─── PROVIDED ENTRIES ───

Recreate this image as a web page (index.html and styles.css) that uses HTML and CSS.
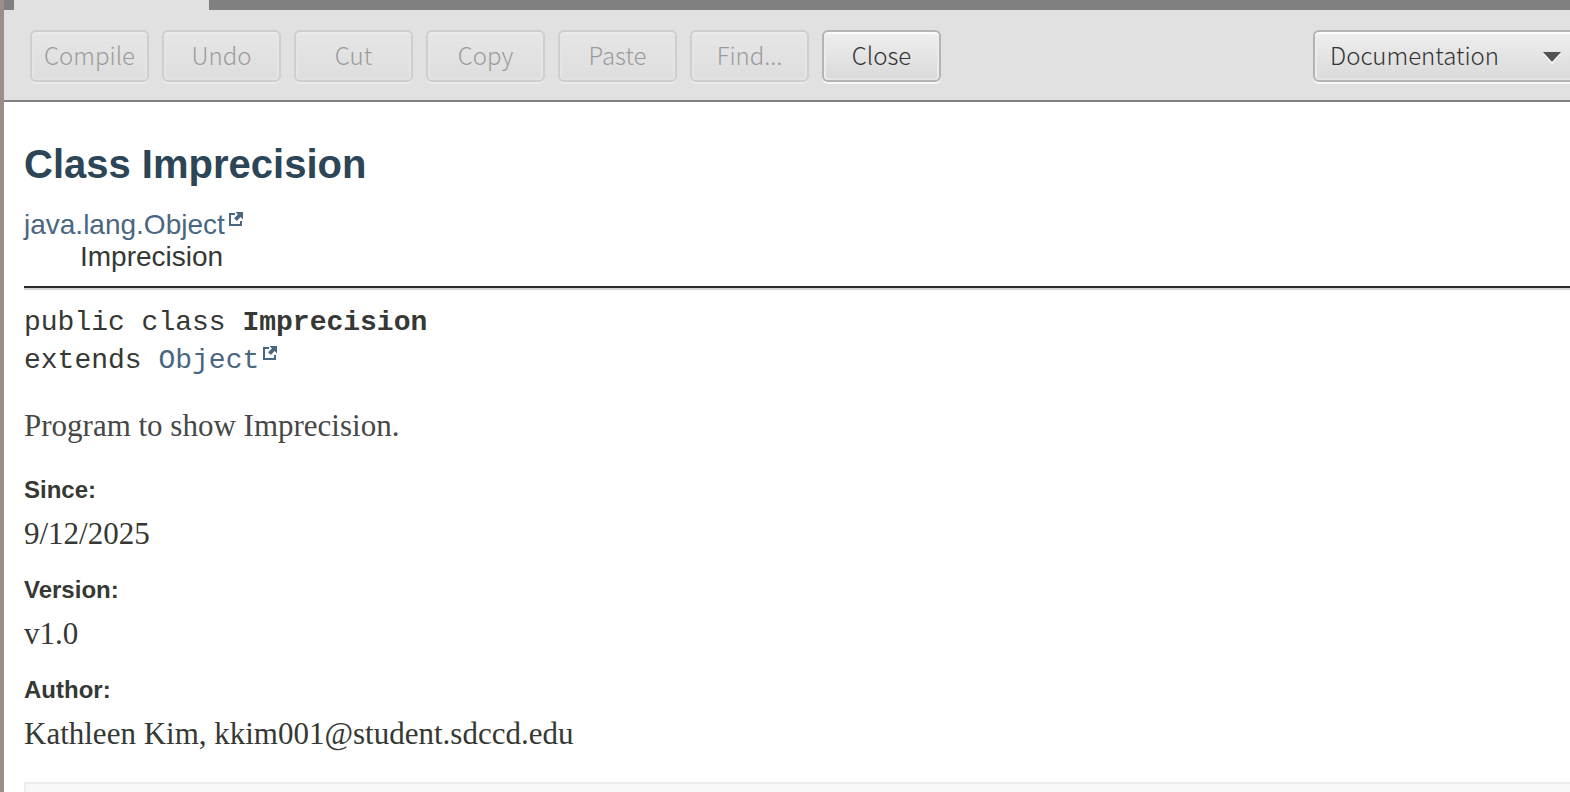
FILE: index.html
```html
<!DOCTYPE html>
<html lang="en">
<head>
<meta charset="utf-8">
<title>Imprecision</title>
<link rel="stylesheet" href="styles.css">
</head>
<body>
<svg class="defs" aria-hidden="true">
  <symbol id="external" viewBox="0 0 14 14">
    <path d="M6 2H1V13H12V9" fill="none" stroke="currentColor" stroke-width="2"/>
    <path d="M6.500 0H14V7.500L11.600 5.100L7.800 8.900L5.100 6.200L8.900 2.400Z" fill="currentColor"/>
  </symbol>
</svg>
<div class="window">
  <div class="tabs"><div class="tab"></div></div>
  <div class="toolbar">
    <button class="tool" disabled>Compile</button>
    <button class="tool" disabled>Undo</button>
    <button class="tool" disabled>Cut</button>
    <button class="tool" disabled>Copy</button>
    <button class="tool" disabled>Paste</button>
    <button class="tool" disabled>Find...</button>
    <button class="tool">Close</button>
    <div class="view">
      <select class="view-select" aria-label="View">
        <option>Documentation</option>
        <option>Source Code</option>
      </select>
      <svg class="view-arrow" viewBox="0 0 18 12" aria-hidden="true"><path d="M0 2H18L9 12Z" fill="#fff"/><path d="M0 0H18L9 10Z" fill="#525252"/></svg>
    </div>
  </div>
  <main class="doc">
    <h1 class="title">Class Imprecision</h1>
    <div class="inheritance">
      <a class="link" href="#object">java.lang.Object<svg class="external"><use href="#external"/></svg></a>
      <div class="child">Imprecision</div>
    </div>
    <hr class="rule">
    <div class="signature">
      <div>public class <b>Imprecision</b></div>
      <div>extends <a class="link" href="#object">Object<svg class="external"><use href="#external"/></svg></a></div>
    </div>
    <p class="description">Program to show Imprecision.</p>
    <dl class="notes">
      <dt>Since:</dt>
      <dd>9/12/2025</dd>
      <dt>Version:</dt>
      <dd>v1.0</dd>
      <dt>Author:</dt>
      <dd>Kathleen Kim, kkim001@student.sdccd.edu</dd>
    </dl>
    <section class="summary"></section>
  </main>
</div>
</body>
</html>
```
FILE: styles.css
```css
* {
  box-sizing: border-box;
}

body {
  margin: 0;
  height: 100vh;
  overflow: hidden;
  background: #fff;
  color: #353833;
  font-family: "Liberation Sans", Arial, sans-serif;
}

.defs {
  display: none;
}

.window {
  min-height: 100vh;
  border-left: 4px solid #989086;
  display: flex;
  flex-direction: column;
}

.tabs {
  height: 10px;
  padding-left: 10px;
  background: #808080;
}

.tab {
  width: 195px;
  height: 100%;
  background: #e1e1e1;
}

.toolbar {
  display: flex;
  gap: 13px;
  padding: 20px 0 18px 26px;
  background: #e1e1e1;
  border-bottom: 2px solid #808080;
}

.tool,
.view-select {
  height: 52px;
  border: 2px solid #b4b4b4;
  border-radius: 6px;
  background: linear-gradient(#efefef, #d9d9d9);
  box-shadow: inset 0 2px #fbfbfb, inset 2px 0 #ececec, inset -2px 0 #ececec, inset 0 -2px #e3e3e3, 0 2px #f8f8f8;
  color: #333;
  font-family: "Noto Sans CJK SC", "Noto Sans", sans-serif;
  font-size: 24px;
  font-weight: 300;
  line-height: 36px;
}

.tool {
  width: 119px;
  padding: 0 0 2px;
}

.tool:disabled {
  opacity: 0.4;
}

.view {
  position: relative;
  margin-left: auto;
  margin-right: -12px;
}

.view-select {
  width: 269px;
  padding: 0 15px 2px;
  appearance: none;
}

.view-arrow {
  position: absolute;
  right: 21px;
  top: 22px;
  width: 18px;
  height: 12px;
  pointer-events: none;
}

.doc {
  flex: 1;
  display: flex;
  flex-direction: column;
  padding: 39px 0 0 20px;
}

.title {
  margin: 0;
  color: #2c4557;
  font-size: 40px;
  line-height: 46px;
}

.inheritance {
  margin-top: 22px;
  font-size: 28px;
  line-height: 32px;
}

.child {
  padding-left: 56px;
}

.link {
  color: #4a6782;
  text-decoration: none;
}

.external {
  width: 14px;
  height: 14px;
  margin-left: 4px;
  vertical-align: 8px;
}

.rule {
  width: 100%;
  margin: 13px 0 0;
  border: 0;
  border-top: 2px solid #2b2b2e;
  border-bottom: 2px solid #d3d3d3;
}

.signature {
  margin-top: 14px;
  font-family: "Liberation Mono", "Courier New", monospace;
  font-size: 28px;
  line-height: 38px;
}

.description {
  margin: 26px 0 0;
  color: #474747;
  font-family: Georgia, "Liberation Serif", serif;
  font-size: 31px;
  line-height: 40px;
}

.notes {
  margin: 24px 0 0;
}

.notes dt {
  font-size: 24px;
  font-weight: bold;
  line-height: 40px;
}

.notes dd {
  margin: 0 0 16px;
  padding: 4px 0 0;
  font-family: Georgia, "Liberation Serif", serif;
  font-size: 31px;
  line-height: 40px;
}

.summary {
  flex: 1;
  margin-top: 12px;
  min-height: 10px;
  border: 2px solid #ededed;
  border-right: 0;
  border-bottom: 0;
  background: #f8f8f8;
}
```
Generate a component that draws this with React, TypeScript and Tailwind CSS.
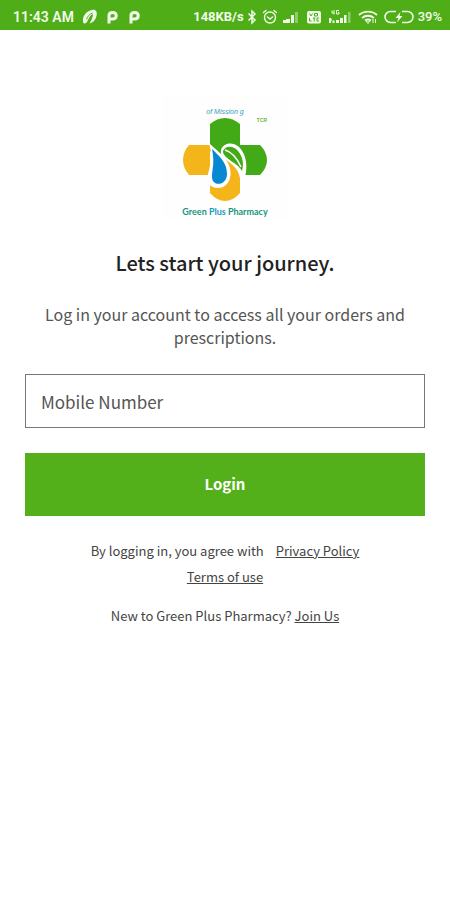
import { useState } from 'react';

function StatusBar() {
  return (
    <header className="flex h-[30px] items-center justify-between bg-[#4fae17] pl-[13px] pr-2 pt-1 font-['Roboto',sans-serif] text-[13px] font-semibold leading-5 text-[#f1fbe9]">
      <div className="flex items-center">
        <span className="text-sm leading-5">11:43 AM</span>
        <svg className="ml-2 h-4 w-4" viewBox="0 0 16 16" fill="currentColor" aria-hidden="true">
          <path d="M1 11C1 6 5 2 10 1c4-.8 5.500 2 4.500 6-1 4-3.500 6.500-7 7.500 2-3.500 3.500-6.500 3.500-9.500-2 .5-3.500 3-5 6-1 2.500-2 3.500-3.500 3.500S1 13 1 11z" />
          <path d="M4.500 10.500C5.500 7.500 7.500 5 10.500 4" fill="none" stroke="#4fae17" strokeWidth="1" />
        </svg>
        <ParkingIcon />
        <ParkingIcon />
      </div>

      <div className="flex items-center">
        <span className="font-bold">148KB/s</span>
        <svg className="ml-0.5 h-4 w-3" viewBox="0 0 12 16" fill="none" stroke="currentColor" strokeWidth="1.500" aria-hidden="true">
          <path d="M2.500 4.500 9 11l-3 3V2l3 3-6.500 6.500" />
        </svg>
        <svg className="ml-1 h-4 w-4" viewBox="0 0 16 16" fill="none" stroke="currentColor" strokeWidth="1.400" strokeLinecap="round" aria-hidden="true">
          <circle cx="8" cy="8.500" r="5.500" />
          <path d="M1.500 3.500 4 1.500M14.500 3.500 12 1.500M5.500 8 8 10l2.500-2" />
        </svg>
        <svg className="ml-1 h-4 w-[18px]" viewBox="0 0 18 16" fill="currentColor" aria-hidden="true">
          <path d="M1 11h3v3H1zM4 10h4v4H4zM9 6h3v8H9z" />
          <path d="M13 3h3v11h-3z" opacity=".4" />
        </svg>
        <svg className="ml-1.5 h-4 w-4" viewBox="0 0 16 16" aria-hidden="true">
          <rect x="1" y="2" width="14" height="12.500" rx="2" fill="currentColor" />
          <path d="M3.500 4.500 5 7l1.500-2.500M8.500 4.500h3v2.500h-3zM3.500 9v3h2M7 9h2.500M8.200 9v3.500M13 9h-2v3h2" fill="none" stroke="#4fae17" strokeWidth="1" />
        </svg>
        <svg className="ml-1.5 h-4 w-6" viewBox="0 0 24 16" fill="currentColor" aria-hidden="true">
          <path d="M4 1.500v2.500h2M6 1v4.500M11 1.500H8.500v3.500H11V3.500H10" fill="none" stroke="currentColor" strokeWidth="1" />
          <path d="M1 9h2l1 2-1 1.500v1.500H1zM4.500 11.500h2V14h-2zM8 11h3v3H8zM12 9h3v5h-3zM16 6h2.500v8H16z" />
          <path d="M20 3h2.500v11H20z" opacity=".4" />
        </svg>
        <svg className="ml-1.5 h-4 w-5" viewBox="0 0 20 16" fill="none" stroke="currentColor" strokeWidth="1.800" aria-hidden="true">
          <path d="M1 6c5-4.500 13-4.500 18 0M4 9c3.500-3 8.500-3 12 0M7 11.500c2-1.500 4-1.500 6 0" />
          <path d="m8 12 2 2.500 2-2.500zM15 10v4M17.500 10v4" strokeWidth="1" />
        </svg>
        <svg className="ml-1.5 h-4 w-[30px]" viewBox="0 0 30 16" fill="none" stroke="currentColor" strokeWidth="1.500" aria-hidden="true">
          <path d="M12 2.500H6.500a5.500 5.500 0 0 0 0 11H12M18 2.500h5.500a5.500 5.500 0 0 1 0 11H18" />
          <path d="m16.500 3-5 6h3l-1.500 4.500 5.500-6.500h-3z" fill="currentColor" stroke="none" />
        </svg>
        <span className="ml-1 font-medium">39%</span>
      </div>
    </header>
  );
}

function ParkingIcon() {
  return (
    <svg className="ml-1.5 h-4 w-4" viewBox="0 0 16 16" fill="none" stroke="currentColor" strokeWidth="3" aria-hidden="true">
      <path d="M5 14.500V6.500C5 4.500 6.500 3.500 8.500 3.500c5 0 5 6.500 0 6.500H5" />
    </svg>
  );
}

function Logo() {
  return (
    <svg className="h-[135px] w-[130px]" viewBox="0 0 130 135" role="img" aria-label="Green Plus Pharmacy">
      <rect x="3" y="5" width="124" height="125" fill="#fefefe" />
      <text x="65" y="24" textAnchor="middle" fontSize="7" fontStyle="italic" fontFamily="Liberation Sans, sans-serif" fill="#36a0bd">
        of Mission g
      </text>
      <text x="102" y="32" textAnchor="middle" fontSize="5" fontWeight="700" fontFamily="Liberation Sans, sans-serif" fill="#70b84c">
        TCR
      </text>
      {/* cross */}
      <path d="M50 34Q57 28 65 28t15 6v21h20q7 7 7 15t-7 15H80L50 61z" fill="#42aa16" />
      <path d="M50 55H29q-6 7-6 15t6 15h21z" fill="#f4b51b" />
      {/* leaf */}
      <path d="M61 60c2-7 11-9 18-3 7 7 9 18 6 30L60 80z" fill="#fff" />
      <path d="M63 61c2-5 10-6 15 0 5 6 6 13 4 20-2-4-6-7-11-10-5-4-8-6-8-10z" fill="#42aa16" />
      <path d="M65 60c7 2 12 8 16 17" fill="none" stroke="#fff" strokeWidth="1.500" />
      <path d="M50 80v23q7 8 15 8t15-8V88C78 78 71 73 63 68z" fill="#f4b51b" />
      {/* drop */}
      <path d="M49 53c7 7 15 12 19 20 6 12 1 25-10 25-9 0-12-7-10-14 3-10 4-20 1-31z" fill="#fff" />
      <path d="M52 59c7 7 15 13 15 25 0 12-15 13-15 3 0-8 3-14 0-28z" fill="#0788d2" />
      <text x="65" y="125" textAnchor="middle" fontSize="9" fontWeight="700" fontFamily="Lato, sans-serif" fill="#17947d">
        Green <tspan fill="#159bc0">Plus</tspan> Pharmacy
      </text>
    </svg>
  );
}

export default function App() {
  const [mobile, setMobile] = useState('');

  return (
    <div className="min-h-screen bg-white font-['Noto_Sans_CJK_SC',sans-serif] text-[#444]">
      <StatusBar />

      <main className="flex flex-col px-[25px] pt-[60px] text-center">
        <div className="flex justify-center">
          <Logo />
        </div>

        <h1 className="mt-[22px] text-xl font-medium leading-8 text-[#222]">Lets start your journey.</h1>
        <p className="mt-6 px-4 text-base leading-[23px] text-[#555]">
          Log in your account to access all your orders and prescriptions.
        </p>

        <form onSubmit={(e) => e.preventDefault()} className="mt-[25px] flex flex-col">
          <input
            type="tel"
            aria-label="Mobile Number"
            placeholder="Mobile Number"
            value={mobile}
            onChange={(e) => setMobile(e.target.value)}
            className="h-[54px] w-full border border-[#777] px-[15px] text-[17px] text-[#444] outline-none placeholder:text-[#555]"
          />
          <button type="submit" className="mt-[25px] h-[63px] w-full bg-[#53b01a] text-[15px] font-bold text-white">
            Login
          </button>
        </form>

        <p className="mt-[22px] px-14 text-[13px] leading-[26px]">
          By logging in, you agree with
          <a href="#privacy" className="ml-3 underline">Privacy Policy</a>{' '}
          <a href="#terms" className="underline">Terms of use</a>
        </p>
        <p className="mt-[13px] text-[13px] leading-[26px]">
          New to Green Plus Pharmacy? <a href="#join" className="underline">Join Us</a>
        </p>
      </main>
    </div>
  );
}
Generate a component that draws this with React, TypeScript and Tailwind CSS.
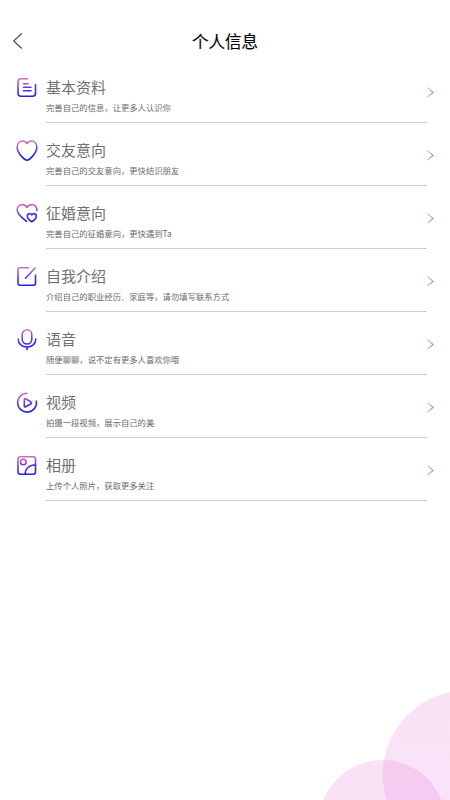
import React from 'react';

const icons: Record<string, React.ReactNode> = {
  profile: (
    <>
      <path d="M11.500 1.700H5a3 3 0 0 0-3 3v11.500a3 3 0 0 0 3 3h11.500a3 3 0 0 0 3-3V7.500" />
      <path d="M7.500 6.700h4.500M7.500 10.200h7.500M7.500 13.700h7.500" />
    </>
  ),
  heart: (
    <path d="M11 20.300C8.800 20 1.200 13.800 1.200 7.200C1.200 3.500 3.600 1 6.600 1c2 0 3.500 1 4.400 2.600C11.900 2 13.400 1 15.400 1c3 0 5.400 2.500 5.400 6.200C20.800 13.800 13.200 20 11 20.300z" />
  ),
  hearts: (
    <>
      <path d="M10.500 18.300C7 15.500 1.200 11.800 1.200 6.800C1.200 3.700 3.500 1.600 6.200 1.600c2 0 3.700 1 4.800 2.800C12.100 2.600 13.800 1.600 15.800 1.600c2.800 0 5 2.200 5 5.200v.7" />
      <path d="M15.800 18.800c-1-.6-4.500-3-4.500-5.700c0-1.500 1.100-2.500 2.400-2.500c.9 0 1.700.5 2.100 1.400c.4-.9 1.200-1.400 2.100-1.400c1.300 0 2.400 1 2.400 2.500c0 2.700-3.500 5.100-4.500 5.700z" />
    </>
  ),
  edit: (
    <>
      <path d="M12.500 1.700H3.800A1.800 1.800 0 0 0 2 3.500v13.900a1.800 1.800 0 0 0 1.800 1.800h13.900a1.800 1.800 0 0 0 1.800-1.800V9" />
      <path d="M9.500 12.200L19 2" />
    </>
  ),
  voice: (
    <>
      <rect x="6.200" y=".8" width="9.600" height="14.200" rx="4.800" />
      <path d="M2.200 10c0 4.800 3.800 8 8.800 8s8.800-3.200 8.800-8M11 18v2.600" />
    </>
  ),
  video: (
    <>
      <path d="M11 1.300A9.400 9.400 0 1 0 20.300 9" />
      <path d="M8.300 7.600v6.400c0 .8.700 1.200 1.400.8l5.300-3.100c.7-.4.700-1.300 0-1.700L9.700 6.800c-.7-.4-1.400 0-1.400.8z" />
    </>
  ),
  album: (
    <>
      <rect x="2" y="1.700" width="17.500" height="17.500" rx="2.200" />
      <circle cx="7.300" cy="7" r="2.800" />
      <path d="M9.200 19.200c0-5.500 4-9.300 10.300-9.300" />
    </>
  ),
};

const items = [
  { icon: 'profile', title: '基本资料', desc: '完善自己的信息，让更多人认识你' },
  { icon: 'heart', title: '交友意向', desc: '完善自己的交友意向，更快结识朋友' },
  { icon: 'hearts', title: '征婚意向', desc: '完善自己的征婚意向，更快遇到Ta' },
  { icon: 'edit', title: '自我介绍', desc: '介绍自己的职业经历、家庭等，请勿填写联系方式' },
  { icon: 'voice', title: '语音', desc: '随便聊聊，说不定有更多人喜欢你哦' },
  { icon: 'video', title: '视频', desc: '拍摄一段视频，展示自己的美' },
  { icon: 'album', title: '相册', desc: '上传个人照片，获取更多关注' },
];

function Row({ icon, title, desc }: { icon: string; title: string; desc: string }) {
  return (
    <li className="flex h-[62.94px] pl-4 pr-[23px]">
      <svg className="mt-[17px] h-[22px] w-[22px] shrink-0" viewBox="0 0 22 22" fill="none" stroke="url(#stroke)" strokeWidth="1.600" strokeLinecap="round" strokeLinejoin="round">
        {icons[icon]}
      </svg>
      <div className="ml-2 grow border-b border-[#cbcbcb]">
        <h2 className="mt-[16px] text-[15px] leading-[22px] text-[#707070]">{title}</h2>
        <p className="mt-[3px] text-[8.33px] leading-[12px] text-[#6a6a6a]">{desc}</p>
      </div>
      <svg className="-mr-[7px] mt-[27px] h-[11px] w-[7px] shrink-0" viewBox="0 0 7 11" fill="none" stroke="url(#arrow)" strokeWidth="1.100">
        <path d="M.4 .7L6 5.400L.4 10.100" />
      </svg>
    </li>
  );
}

export default function App() {
  return (
    <div className="relative h-[800px] w-[450px] overflow-hidden bg-white font-['Noto_Sans_CJK_SC',sans-serif]">
      <svg className="absolute h-0 w-0" aria-hidden="true">
        <defs>
          <linearGradient id="stroke" gradientUnits="userSpaceOnUse" x1="8" y1="1" x2="11" y2="21">
            <stop offset="0" stopColor="#d870ba" />
            <stop offset="0.300" stopColor="#a050c8" />
            <stop offset="0.550" stopColor="#5034e2" />
            <stop offset="0.800" stopColor="#3420ea" />
            <stop offset="1" stopColor="#2a18ee" />
          </linearGradient>
          <linearGradient id="arrow" gradientUnits="userSpaceOnUse" x1="0" y1="0" x2="7" y2="0">
            <stop offset="0" stopColor="#f0acd6" />
            <stop offset="1" stopColor="#9478e0" />
          </linearGradient>
        </defs>
      </svg>

      <svg className="absolute bottom-0 right-0 h-[120px] w-[140px]" viewBox="310 680 140 120">
        <defs>
          <linearGradient id="bubble" x1="0" y1="0" x2="0" y2="1">
            <stop offset="0" stopColor="#e664c8" />
            <stop offset="1" stopColor="#d46ee8" />
          </linearGradient>
        </defs>
        <circle cx="467.500" cy="775" r="84.800" fill="url(#bubble)" fillOpacity="0.190" />
        <circle cx="382.500" cy="823.500" r="63.500" fill="url(#bubble)" fillOpacity="0.190" />
      </svg>

      <header className="flex h-[60px] items-center pl-3 pt-[21px]">
        <svg className="h-4 w-[11px]" viewBox="0 0 11 16" fill="none" stroke="#444" strokeWidth="1.100">
          <path d="M9.700 .5L1.700 8l8 7.500" />
        </svg>
        <h1 className="grow text-center text-[16.5px] font-normal leading-[24px] text-black [-webkit-text-stroke:0.15px_black]">个人信息</h1>
        <div className="w-[23px]" />
      </header>

      <ul>
        {items.map((item) => (
          <Row key={item.icon} {...item} />
        ))}
      </ul>
    </div>
  );
}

───

*GIVEN REQUEST:*
Copy every line in the records above that contains the word "styles".

*THE SOLUTION:*
Recreate this image as a web page (index.html and styles.css) that uses HTML and CSS.
<link rel="stylesheet" href="styles.css">
FILE: styles.css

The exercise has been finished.